TASK TO CARRY OUT:
Write out the opening lines of the data word for word, up to and including the line with "import React from", and leave every picture and every later line out.

DATASET EXCERPT:

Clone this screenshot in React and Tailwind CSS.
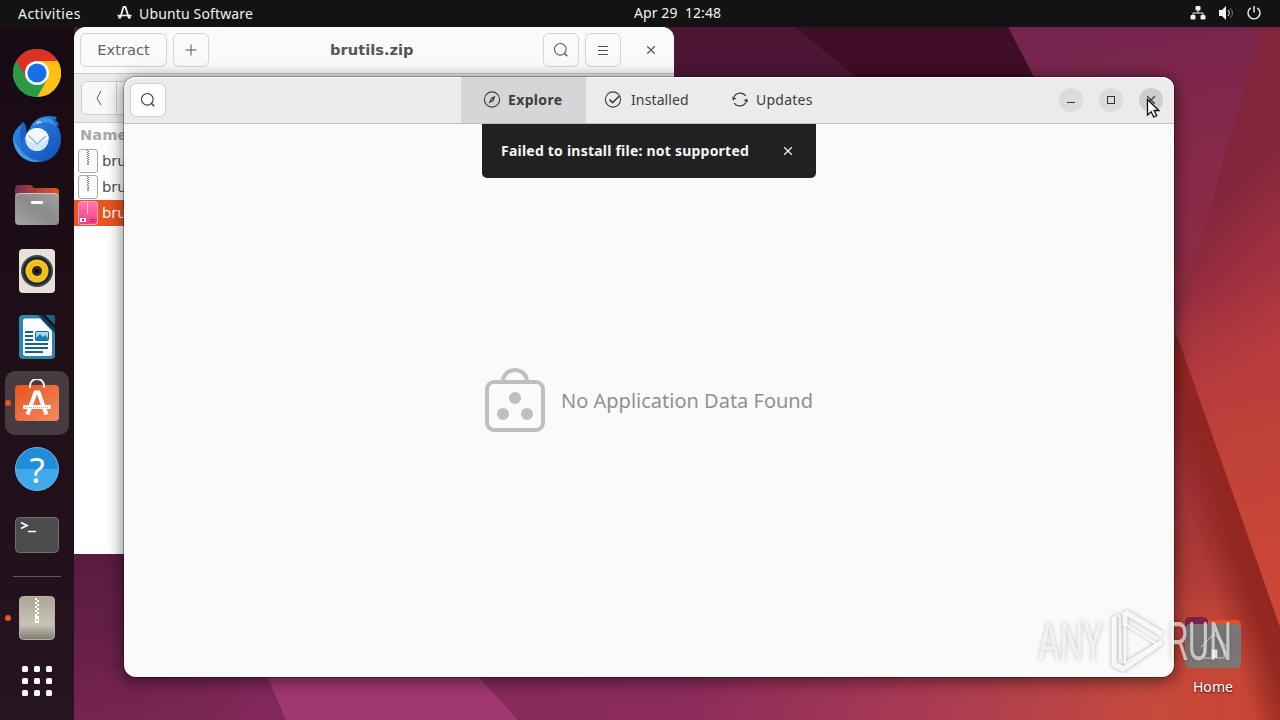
import React from "react";

const Wallpaper = () => (
  <svg className="absolute inset-0" width="1280" height="720" viewBox="0 0 1280 720">
    <defs>
      <linearGradient id="base" x1="0" y1="0" x2="0" y2="1">
        <stop offset="0" stopColor="#4b1534" />
        <stop offset="0.75" stopColor="#571a3d" />
        <stop offset="0.88" stopColor="#651f45" />
        <stop offset="1" stopColor="#76244f" />
      </linearGradient>
      <linearGradient id="floor" x1="74" y1="0" x2="1280" y2="0" gradientUnits="userSpaceOnUse">
        <stop offset="0" stopColor="#76244f" stopOpacity="0" />
        <stop offset="0.15" stopColor="#80285a" />
        <stop offset="0.5" stopColor="#8b2b5c" />
        <stop offset="0.7" stopColor="#a93a54" />
        <stop offset="0.9" stopColor="#c74a3d" />
        <stop offset="1" stopColor="#c84230" />
      </linearGradient>
      <linearGradient id="sky" x1="1010" y1="27" x2="1130" y2="700" gradientUnits="userSpaceOnUse">
        <stop offset="0" stopColor="#73244f" />
        <stop offset="0.2" stopColor="#84284a" />
        <stop offset="0.5" stopColor="#932e42" />
        <stop offset="0.8" stopColor="#ab3836" />
        <stop offset="1" stopColor="#c94b38" />
      </linearGradient>
      <linearGradient id="fold" x1="1190" y1="220" x2="1300" y2="330" gradientUnits="userSpaceOnUse">
        <stop offset="0" stopColor="#81253c" />
        <stop offset="0.5" stopColor="#9e3040" />
        <stop offset="1" stopColor="#b63a40" />
      </linearGradient>
      <linearGradient id="foldBottom" x1="1200" y1="290" x2="1275" y2="590" gradientUnits="userSpaceOnUse">
        <stop offset="0" stopColor="#b63b3c" stopOpacity="0" />
        <stop offset="0.5" stopColor="#bf4139" />
        <stop offset="1" stopColor="#cc4737" />
      </linearGradient>
      <linearGradient id="ridge" x1="1195" y1="540" x2="1262" y2="518" gradientUnits="userSpaceOnUse">
        <stop offset="0" stopColor="#8e241f" stopOpacity="0" />
        <stop offset="0.5" stopColor="#8e2520" stopOpacity="0.9" />
        <stop offset="1" stopColor="#94271f" />
      </linearGradient>
    </defs>
    <rect width="1280" height="720" fill="url(#base)" />
    <path d="M795 27H1060V90H872Z" fill="#3e0d26" />
    <path d="M74 670H1280V720H74Z" fill="url(#floor)" />
    <path d="M260 660H463L518 720H286Z" fill="#a23870" />
    <path d="M1008 27H1280V677H1160L1034 77Z" fill="url(#sky)" />
    <path d="M1174 600H1280V720H1174Z" fill="#c64736" opacity=".35" />
    <path d="M1262 27H1280V627L1175 330Z" fill="url(#fold)" />
    <path d="M1262 27H1280V627L1175 330Z" fill="url(#foldBottom)" />
    <path d="M1175 330L1280 627V720H1248L1170 440Z" fill="url(#ridge)" />
  </svg>
);

const SoftwareGlyph = () => (
  <svg width="16" height="16" viewBox="0 0 16 16" fill="none" stroke="#f2f2f2" strokeWidth="1.800">
    <path d="M3 13.500L6.500 2h2L12 13.500" strokeLinejoin="round" />
    <path d="M.5 10.500h14M2 10.500v3M13 10.500v3" strokeWidth="1.500" />
  </svg>
);

const SearchIcon = ({ color = "#3d3d3d" }) => (
  <svg width="16" height="16" viewBox="0 0 16 16" fill="none" stroke={color} strokeWidth="1.100">
    <circle cx="7.300" cy="7.300" r="5.800" />
    <path d="M11.300 11.300l3 3" strokeWidth="1.500" />
  </svg>
);

const CloseIcon = ({ color = "#3d3d3d" }) => (
  <svg width="10" height="10" viewBox="0 0 10 10" fill="none" stroke={color} strokeWidth="1.300">
    <path d="M1.200 1.200l7.600 7.600M8.800 1.200L1.200 8.800" />
  </svg>
);

const TopBar = () => (
  <header className="relative z-10 h-[27px] bg-[#131313] text-[#f2f2f2] text-[14px] leading-[27px] flex justify-between">
    <div className="flex w-[560px]">
      <span className="ml-[18px] w-[99px] tracking-[0.45px]">Activities</span>
      <span className="w-[22px] pt-[5px]"><SoftwareGlyph /></span>
      <span className="tracking-[0.15px]">Ubuntu Software</span>
    </div>
    <div className="absolute left-[634px] -top-px whitespace-pre tracking-[0.08px]">Apr 29  12:48</div>
    <div className="flex items-center gap-[12px] pr-[18px] pb-px">
      <svg width="16" height="16" viewBox="0 0 16 16" fill="#f2f2f2">
        <rect x="5.500" y="1" width="5" height="4.500" rx="1" />
        <rect x=".5" y="10" width="5" height="4.500" rx="1" />
        <rect x="10.500" y="10" width="5" height="4.500" rx="1" />
        <path d="M8 4v4M3 11V8h10v3" fill="none" stroke="#f2f2f2" />
      </svg>
      <svg width="16" height="16" viewBox="0 0 16 16" fill="#f2f2f2">
        <path d="M1 5h3l4-4v14l-4-4H1z" />
        <path d="M10 5c1.700 2 1.700 4 0 6" fill="none" stroke="#f2f2f2" />
        <path d="M12 3c3.200 3 3.200 7 0 10" fill="none" stroke="#7c7c7c" />
      </svg>
      <svg width="16" height="16" viewBox="0 0 16 16" fill="none" stroke="#f2f2f2" strokeWidth="1.400">
        <path d="M4.800 2.800a6 6 0 1 0 6.400 0M8 1v6.400" />
      </svg>
    </div>
  </header>
);

const ChromeIcon = () => (
  <svg width="48" height="48" viewBox="0 0 48 48">
    <circle cx="24" cy="24" r="24" fill="#2a9a48" />
    <path d="M24 24L3.200 12A24 24 0 0 1 44.800 12Z" fill="#dd3327" />
    <path d="M24 12H44.800A24 24 0 0 1 24 48L34.400 30Z" fill="#fdc015" />
    <path d="M3.200 12L13.600 30L24 24V12Z" fill="#dd3327" />
    <path d="M3.200 12L13.600 30Q17 36 24 36L34 30L24 48A24 24 0 0 1 3.200 12Z" fill="#2a9a48" />
    <circle cx="24" cy="24" r="12" fill="#fff" />
    <circle cx="24" cy="24" r="9.600" fill="#1a6fe8" />
  </svg>
);

const ThunderbirdIcon = () => (
  <svg width="48" height="48" viewBox="0 0 48 48">
    <defs>
      <linearGradient id="bird" x1="0" y1="0" x2="1" y2="1">
        <stop offset="0" stopColor="#2f8de8" />
        <stop offset="1" stopColor="#1250b4" />
      </linearGradient>
    </defs>
    <path d="M0 22C1 15 6 12 10 7c3 3 4 7 3 12l4-6C20 5 28 1 36 1c4 0 6 1 8 1l-2 3c2 1 3 3 4 5l-2 1c3 4 4 8 4 13 0 13-10 23-22 23C11 47 0 36 0 22Z" fill="url(#bird)" />
    <path d="M0 20c1 7 3 9 6 12 5 9 12 13 22 14C12 50-1 37 0 20Z" fill="#4597e8" />
    <path d="M10 7c3 3 4 7 3 12-3 4-4 8-3 12C6 24 6 14 10 7Z" fill="#1a5fc4" />
    <path d="M18 13C21 5 29 2 35 3c4 1 6 4 8 8-8-5-14-4-19-1-3 0-5 1-6 3Z" fill="#3d95ea" />
    <circle cx="24" cy="24.500" r="11.500" fill="#cfe9fb" />
    <path d="M12.500 24c0-6 5-11 11.500-11s12 5 12 11l-12 6Z" fill="#f1f9ff" />
    <path d="M15.500 20.500l8.500 8.500 9-8" fill="none" stroke="#86b9da" strokeWidth="1.300" />
    <path d="M24 8.500c1-2 3-2 4-.5" stroke="#d9efff" strokeWidth="1.300" fill="none" />
  </svg>
);

const FilesIcon = () => (
  <svg width="44" height="42" viewBox="0 0 44 42">
    <defs>
      <linearGradient id="files" x1="0" y1="1" x2="1" y2="0">
        <stop offset="0" stopColor="#a4a4a4" />
        <stop offset=".5" stopColor="#8b8b8b" />
        <stop offset="1" stopColor="#a0a0a0" />
      </linearGradient>
      <linearGradient id="tab">
        <stop offset="0" stopColor="#782c50" />
        <stop offset="1" stopColor="#e95420" />
      </linearGradient>
    </defs>
    <path d="M0 5q0-4 4-4h11q2 0 4 3h21q4 0 4 4v8H0Z" fill="url(#tab)" />
    <rect y="9" width="44" height="32" rx="4" fill="url(#files)" />
    <path d="M1 12q1-2.500 4-2.500h34q3 0 4 2.500" fill="none" stroke="#c6c6c6" />
    <rect x="16" y="17" width="12" height="3" rx="1" fill="#fff" />
  </svg>
);

const RhythmboxIcon = () => (
  <svg width="36" height="44" viewBox="0 0 36 44">
    <rect width="36" height="44" rx="4" fill="#e6e2d6" />
    <circle cx="18" cy="22" r="16" fill="#3f4752" />
    <circle cx="18" cy="22" r="14" fill="#20242c" />
    <circle cx="18" cy="22" r="11.500" fill="#f3c31f" />
    <circle cx="18" cy="22" r="8" fill="none" stroke="#e5b316" />
    <circle cx="18" cy="22" r="5" fill="#25292e" />
    <circle cx="18" cy="22" r="2" fill="#07090b" />
  </svg>
);

const WriterIcon = () => (
  <svg width="36" height="44" viewBox="0 0 36 44">
    <path d="M4 0H22L36 14V40q0 4-4 4H4q-4 0-4-4V4q0-4 4-4Z" fill="#2d86ab" />
    <path d="M22 0L36 14v4L19 0Z" fill="#0d3c5c" />
    <path d="M26 0h8q2 0 2 2v8Z" fill="#17608c" />
    <path d="M4 6q0-2.500 2.500-2.500H21L33 16v22.500q0 2.500-2.500 2.500h-24Q4 41 4 38.500Z" fill="#fafdff" />
    <path d="M6 17h8M6 21h8M6 25h8M6 29h23M6 33h23M6 37h18" stroke="#1a638c" strokeWidth="2" />
    <rect x="16.500" y="16.500" width="13" height="9" rx="1" fill="#a2d8f6" stroke="#17618d" />
    <path d="M17 25v-2l4-4 3 3 2-2 3 3v2Z" fill="#1b7fb4" />
  </svg>
);

const BagIcon = () => (
  <svg width="44" height="44" viewBox="0 0 44 44">
    <defs>
      <linearGradient id="bag" x1="0" y1="0" x2="1" y2="1">
        <stop offset="0" stopColor="#e8541f" />
        <stop offset="1" stopColor="#f38a5f" />
      </linearGradient>
    </defs>
    <rect y="6" width="44" height="36" rx="4" fill="url(#bag)" />
    <path d="M15 9v-2C15-2.500 29-2.500 29 7v2" fill="none" stroke="#f5eee9" strokeWidth="2" />
    <path d="M12.500 35.500l8-22h3l8 22" fill="none" stroke="#fff" strokeWidth="4" />
    <rect x="8" y="26" width="28" height="4" rx="1" fill="#fff" />
    <path d="M10 28.500h24" stroke="#f3a382" strokeDasharray="1 1" />
  </svg>
);

const HelpIcon = () => (
  <div className="size-[44px] rounded-full border border-[#73b9e8] bg-linear-to-b from-[#218ddb] from-50% to-[#3eaaea] to-50% text-white text-center font-normal text-[35px] leading-[43px]">
    ?
  </div>
);

const TerminalIcon = () => (
  <svg width="44" height="36" viewBox="0 0 44 36">
    <rect x=".5" y=".5" width="43" height="35" rx="4" fill="#4b4b4b" stroke="#707070" />
    <path d="M6 5.500l6 3-6 3M13 14.500h8" fill="none" stroke="#fff" strokeWidth="1.700" />
  </svg>
);

const ArchiveIcon = () => (
  <svg width="36" height="44" viewBox="0 0 36 44">
    <defs>
      <linearGradient id="arc" x1="0" y1="0" x2="0" y2="1">
        <stop offset="0" stopColor="#aca694" />
        <stop offset=".65" stopColor="#c9c4b8" />
        <stop offset="1" stopColor="#7d7a70" />
      </linearGradient>
    </defs>
    <rect x=".5" y=".5" width="35" height="43" rx="4" fill="url(#arc)" stroke="#b9b4a7" />
    <path d="M17 2v18" stroke="#fff" strokeWidth="2" strokeDasharray="2 2" />
    <path d="M19 4v18" stroke="#fff" strokeWidth="2" strokeDasharray="2 2" />
    <rect x="16" y="20" width="4" height="7" fill="#fff" />
    <path d="M18 23v2" stroke="#8e8979" />
  </svg>
);

const dockItems = [
  { name: "chrome", icon: <ChromeIcon /> },
  { name: "thunderbird", icon: <ThunderbirdIcon /> },
  { name: "files", icon: <FilesIcon /> },
  { name: "rhythmbox", icon: <RhythmboxIcon /> },
  { name: "writer", icon: <WriterIcon /> },
  { name: "software", icon: <BagIcon />, active: true },
  { name: "help", icon: <HelpIcon /> },
  { name: "terminal", icon: <TerminalIcon /> },
];

const Dock = () => (
  <nav className="relative z-10 w-[74px] h-[693px] pt-[13px] flex flex-col items-center bg-linear-to-b from-[#180a12] to-[#261420]">
    {dockItems.map((item) => (
      <div key={item.name} className="relative h-[66px] w-full flex items-center justify-center">
        <div className={item.active ? "size-[64px] rounded-[10px] bg-[#463b40] flex items-center justify-center pb-[4px]" : ""}>
          {item.icon}
        </div>
        {item.active && <span className="absolute left-[5px] size-[6px] rounded-full bg-[#e95420]" />}
      </div>
    ))}
    <div className="mt-[8px] mb-[8px] h-px w-[48px] bg-[#625860]" />
    <div className="relative h-[66px] w-full flex items-center justify-center">
      <span className="absolute left-[5px] size-[6px] rounded-full bg-[#e95420]" />
      <ArchiveIcon />
    </div>
    <div className="mt-[15px] grid grid-cols-3 gap-[6px]">
      {[...Array(9)].map((_, i) => (
        <span key={i} className="size-[6px] rounded-[1.5px] bg-white" />
      ))}
    </div>
  </nav>
);

const ZipFile = () => (
  <svg width="20" height="24" viewBox="0 0 20 24">
    <rect x=".5" y=".5" width="19" height="23" rx="2.500" fill="#f9f9f9" stroke="#a7a7a7" />
    <path d="M9.500 1v12" stroke="#777" strokeDasharray="1 1" />
    <path d="M10.500 2v12" stroke="#777" strokeDasharray="1 1" />
    <path d="M10 13v3" stroke="#888" strokeWidth="1.500" />
  </svg>
);

const DebFile = () => (
  <svg width="20" height="24" viewBox="0 0 20 24">
    <defs>
      <linearGradient id="deb" x1="0" y1="0" x2="0" y2="1">
        <stop offset="0" stopColor="#ff7ab0" />
        <stop offset="1" stopColor="#f23b87" />
      </linearGradient>
    </defs>
    <rect x=".5" y=".5" width="19" height="23" rx="2.500" fill="url(#deb)" stroke="#f9a2c5" />
    <path d="M9.500 1v12" stroke="#ffc2da" />
    <rect x="2" y="17" width="6" height="4" fill="#fff" />
    <path d="M4 19h2" stroke="#b02462" strokeWidth="2" />
    <path d="M12 18.500h6M12 20.500h6" stroke="#c52a6c" />
  </svg>
);

const ArchiveWindow = () => (
  <section className="absolute left-[74px] top-[27px] w-[600px] h-[527px] rounded-t-[12px] bg-white overflow-hidden font-['DejaVu_Sans',sans-serif] text-[14.67px] text-[#646464]">
    <div className="h-[47px] bg-[#fafafa] border-b border-[#c9c9c9] flex items-center px-[6px]">
      <div className="w-[87px] h-[34px] border border-[#d3d3d3] rounded-[6px] text-center leading-[32px]">Extract</div>
      <div className="ml-[6px] w-[36px] h-[34px] border border-[#d3d3d3] rounded-[6px] flex items-center justify-center">
        <svg width="12" height="12" viewBox="0 0 12 12" stroke="#555"><path d="M6 .5v11M.5 6h11" /></svg>
      </div>
      <div className="flex-1 pl-[121px] font-bold text-[#565656]">brutils.zip</div>
      <div className="w-[36px] h-[34px] border border-[#d3d3d3] rounded-[6px] flex items-center justify-center">
        <SearchIcon color="#606060" />
      </div>
      <div className="ml-[6px] w-[36px] h-[34px] border border-[#d3d3d3] rounded-[6px] flex items-center justify-center">
        <svg width="12" height="11" viewBox="0 0 12 11" stroke="#555"><path d="M1 1.500h10M1 5.500h10M1 9.500h10" /></svg>
      </div>
      <div className="w-[47px] pl-[25px]"><CloseIcon color="#606060" /></div>
    </div>
    <div className="h-[49px] bg-[#ebebeb] border-b border-[#cfcfcf] pl-[7px] pt-[7px]">
      <div className="w-[70px] h-[34px] border border-[#cdcdcd] rounded-[6px] bg-[#f8f8f8] flex items-center">
        <div className="w-[35px] h-full flex items-center justify-center border-r border-[#cdcdcd]">
          <svg width="8" height="16" viewBox="0 0 8 16" fill="none" stroke="#555"><path d="M6 .8L2 8l4 7.200" /></svg>
        </div>
      </div>
    </div>
    <div className="h-[25px] pl-[6px] leading-[24px] font-bold text-[#a9a9a9]">Name</div>
    <div className="h-[26px] pl-[4px] flex items-center gap-[4px] text-[#505050]"><ZipFile />brutils</div>
    <div className="h-[26px] pl-[4px] flex items-center gap-[4px] text-[#505050]"><ZipFile />brutils</div>
    <div className="h-[26px] pl-[4px] flex items-center gap-[4px] text-white bg-[#e95420]"><DebFile />brutils</div>
  </section>
);

const WindowButton = ({ children, dark }) => (
  <div className={`size-[24px] rounded-full flex items-center justify-center ${dark ? "bg-[#cecece]" : "bg-[#dcdcdc]"}`}>
    {children}
  </div>
);

const SoftwareWindow = () => (
  <section className="absolute left-[124px] top-[77px] w-[1050px] h-[600px] rounded-[12px] bg-[#fafafa] text-[#3d3d3d] text-[14px] shadow-[0_0_0_1px_rgba(0,0,0,0.28),0_3px_16px_2px_rgba(0,0,0,0.48)]">
    <div className="h-[47px] pb-px rounded-t-[12px] bg-[#ebebeb] border-b border-b-[#bfbfbf] shadow-[inset_0_1px_white] flex">
      <div className="w-[337px] pl-[6px] pt-[6px]">
        <div className="w-[36px] h-[34px] bg-white border border-[#cfcfcf] rounded-[6px] flex items-center justify-center">
          <SearchIcon />
        </div>
      </div>
      <div className="w-[125px] -mb-px bg-[#d6d6d6] flex items-center pb-px pl-[22px] font-bold">
        <svg width="18" height="18" viewBox="0 0 18 18" fill="none" stroke="#3d3d3d" strokeWidth="1.100">
          <circle cx="9" cy="8.500" r="7.600" />
          <path d="M12.500 4.500L10.500 10 5.500 12.500 8 7Z" fill="#3d3d3d" stroke="none" />
          <circle cx="8.800" cy="8.800" r=".8" fill="#d6d6d6" stroke="none" />
        </svg>
        <span className="ml-[7px] tracking-[0.35px]">Explore</span>
      </div>
      <div className="flex items-center pl-[18px] w-[127px]">
        <svg width="18" height="18" viewBox="0 0 18 18" fill="none" stroke="#3d3d3d" strokeWidth="1.100">
          <circle cx="9" cy="8.500" r="7.600" />
          <path d="M5.500 8.500l3 3L15.500 5" strokeWidth="1.700" />
        </svg>
        <span className="ml-[9px] tracking-[0.12px]">Installed</span>
      </div>
      <div className="flex items-center pl-[18px]">
        <svg width="18" height="18" viewBox="0 0 18 18" fill="none" stroke="#3d3d3d" strokeWidth="1.200">
          <path d="M3 6A6.800 6.800 0 0 1 14.800 5M15 11A6.800 6.800 0 0 1 3.200 12" />
          <path d="M1 5.500l.8 4L5.500 7.500ZM17 11.500l-.8-4L12.500 9.500Z" fill="#3d3d3d" stroke="none" />
        </svg>
        <span className="ml-[7px] tracking-[0.25px]">Updates</span>
      </div>
      <div className="ml-auto mr-[11px] flex items-center gap-[16px]">
        <WindowButton><span className="mt-[5px] h-px w-[8px] bg-[#333]" /></WindowButton>
        <WindowButton><span className="size-[8px] border border-[#333]" /></WindowButton>
        <WindowButton dark><CloseIcon /></WindowButton>
      </div>
    </div>

    <div className="mx-auto w-[334px] h-[54px] rounded-b-[5px] bg-[#212121] text-[#f5f5f5] font-bold flex items-center pl-[19px]">
      <span className="w-[282px] pb-[2px] whitespace-nowrap tracking-[0.22px]">Failed to install file: not supported</span>
      <CloseIcon color="#eee" />
    </div>

    <div className="mt-[190px] pl-[361px] flex items-center text-[#919191] text-[20px]">
      <svg width="60" height="64" viewBox="0 0 60 64" fill="none" stroke="#bfbfbf" strokeWidth="4">
        <rect x="2" y="14" width="56" height="48" rx="7" />
        <path d="M18 14C18-2 42-2 42 14" />
        <g fill="#bfbfbf" stroke="none">
          <circle cx="30" cy="30" r="6" />
          <circle cx="18" cy="46" r="6" />
          <circle cx="42" cy="46" r="6" />
        </g>
      </svg>
      <span className="ml-[16px] pt-[2px] whitespace-nowrap">No Application Data Found</span>
    </div>
  </section>
);

const HomeShortcut = () => (
  <div className="absolute left-[1173px] top-[617px] w-[80px] flex flex-col items-center text-white text-[14px]">
    <svg width="56" height="52" viewBox="0 0 56 52">
      <path d="M0 5q0-5 5-5h13q3 0 5 3h28q5 0 5 5v10H0Z" fill="#e4512b" />
      <path d="M0 5q0-5 5-5h13q3 0 5 3v15H0Z" fill="#792450" />
      <rect y="7" width="56" height="44" rx="5" fill="#7b7776" />
      <path d="M16 30l13-13 13 13M19 28v13h8v-8h5v8h7V28" fill="none" stroke="#b5b3b2" strokeWidth="1.300" />
      <path d="M27 33h5v8h-5z" fill="#f1f1f1" />
    </svg>
    <span className="mt-[7px] tracking-[0.1px] [text-shadow:0_1px_2px_rgba(0,0,0,0.8)]">Home</span>
  </div>
);

const Watermark = () => (
  <svg className="absolute left-[1030px] top-[600px] overflow-visible [filter:drop-shadow(0_0_2px_rgba(0,0,0,0.35))]" width="230" height="80" viewBox="0 0 230 80">
    <g fill="#ffffff" fillOpacity=".62" fontFamily="Roboto" fontWeight="400" fontSize="53">
      <text x="8" y="60" textLength="65" lengthAdjust="spacingAndGlyphs">ANY</text>
      <text x="138" y="60" textLength="64" lengthAdjust="spacingAndGlyphs">RUN</text>
    </g>
    <g fill="none" stroke="#ffffff" strokeOpacity=".85" strokeLinejoin="round" strokeWidth="5">
      <path d="M95 12l37 22" />
      <path d="M95 12v14" />
      <path d="M84 18v46l9 5 39-27" />
      <path d="M95 24l32 20-32 19Z" strokeWidth="2" />
      <path d="M82 18l8-3v44" strokeWidth="1.500" />
    </g>
  </svg>
);

const Cursor = () => (
  <svg className="absolute left-[1146px] top-[98px]" width="14" height="21" viewBox="0 0 14 21">
    <path d="M1.500 1.500v15.500l3.600-3.200 2.600 5.200 3-1.400-2.500-5.100h4.600Z" fill="#fff" stroke="#111" strokeWidth="1.300" />
  </svg>
);

export default function App() {
  return (
    <div className="relative w-[1280px] h-[720px] overflow-hidden font-['Noto_Sans',sans-serif]">
      <Wallpaper />
      <TopBar />
      <Dock />
      <HomeShortcut />
      <ArchiveWindow />
      <SoftwareWindow />
      <Watermark />
      <Cursor />
    </div>
  );
}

IN RESPONSE:
Clone this screenshot in React and Tailwind CSS.
import React from "react";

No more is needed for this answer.